Chego à Piazza dei Signori, olho do furacão palladiano, e o que vejo? Tal como esperava e desejava, uma praça vazia, mas já ameaçada com algumas carrinhas que chegavam para um mercado de legumes, frutas e outros produtos que rapidamente se começaria a erguer. Esperando ver e fotografar aqueles edifícios na sua platónica pureza, fiquei assim estarrecido como quando num museu estou sossegadinho a olhar para um quadro e aparece uma chusma aos gritos. Eu queria, naquela praça, o silêncio do museu, o silêncio da história, o silêncio marmóreo dos edifícios de Palladio.
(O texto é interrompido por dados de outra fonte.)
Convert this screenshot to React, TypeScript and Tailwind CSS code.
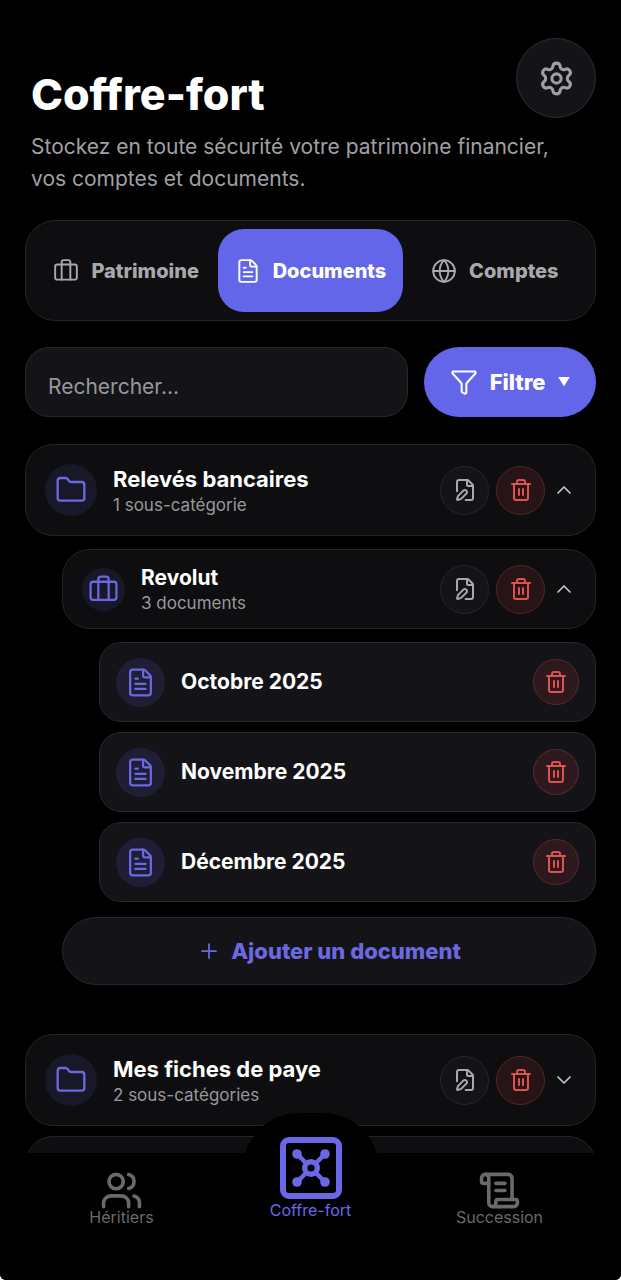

Daí que, como camisa branca acabada de levar com molho de tomate, também aquele colorido e ruidoso movimento me parecessem nódoas a manchar a pureza dos edifícios e daquele antigo espaço.

Mas tendo direito aos meus caprichos de esteta dado à parvoíce, também não sou completamente destituído de juízo, logo percebendo que nada daquilo foi desenhado para uma cidade sem vida, e que com aquele mercado popular, bem no coração de uma cidade em pleno século XXI, estaria mais perto da que foi também a cidade de Palladio, mudando apenas as pessoas e os elementos materiais de cada época. E lembrei-me também da praça 5 de Outubro, que rivaliza com a avenida o estatuto de sítio mais bonito de Torres Novas, quando era lá o mercado semanal à segunda-feira. Uma sinfonia de formas, cores, cheiros, sons, movimento, envolvidos por um simples, mas elegante casario, um castelo e duas igrejas, uma das quais já desaparecida. As cidades, por muitas belas que sejam, nunca deverão ser museus. Se o forem, são as pessoas, sobretudo as que lá vivem, que perdem, transformada em meros figurantes, reservando para os turistas o papel de protagonistas. Mais: as próprias villas rurais de Palladio, ao longo do Veneto, têm uma natureza agrícola, ligada ao trabalho, quando os edifícios deixaram de obedecer à anterior lógica mais defensiva devido às lutas intestinas naquela região. Nada que ver, pois, com palácios como Neuschwanstein, feitos para o excêntrico gozo de uma aristocrática vida fechada sobre si mesma, palácio esse, de resto, colonizado por excursões de turistas.

E foi imbuído deste espírito que depois segui a caminho do tão ansiado Teatro Olímpico, onde entro nervoso com medo de me desiludir. Qual desilusão! Uma pequena maravilha, um assombro estético, casando, em perfeita harmonia, a circular bancada com um palco surreal que parou no tempo e que mais parece vindo de um quadro de De Chirico. Sentado no meu lugar, esmagado pelo peso da beleza, apenas acompanhado por mais cinco ou seis pessoas também em silêncio como se estivéssemos em oração numa igreja, penso de novo como seria bom vê-lo a abarrotar de gente, pois foi para isso que ele foi feito. Cheio da mesma vida que havia mesmo ali ao lado, em frente ao Palazzo Chiericati, também de Palladio, numa esplanada cheia de residentes que tomavam o seu pequeno-almoço ou um expresso num tranquilo sábado de manhã.

Diz-me o Priberam, sendo confirmado pelo senhor Houaiss ali na estante, que, para além de substantivo, a palavra paladino é também um adjectivo, significando algo que é público, do conhecimento de todos. Eis, pois, porque deverá ser paladina a experiência de Palladio, em Vicenza, em vez de deambular por uma cidade silenciosa da qual se entra e se sai como num museu.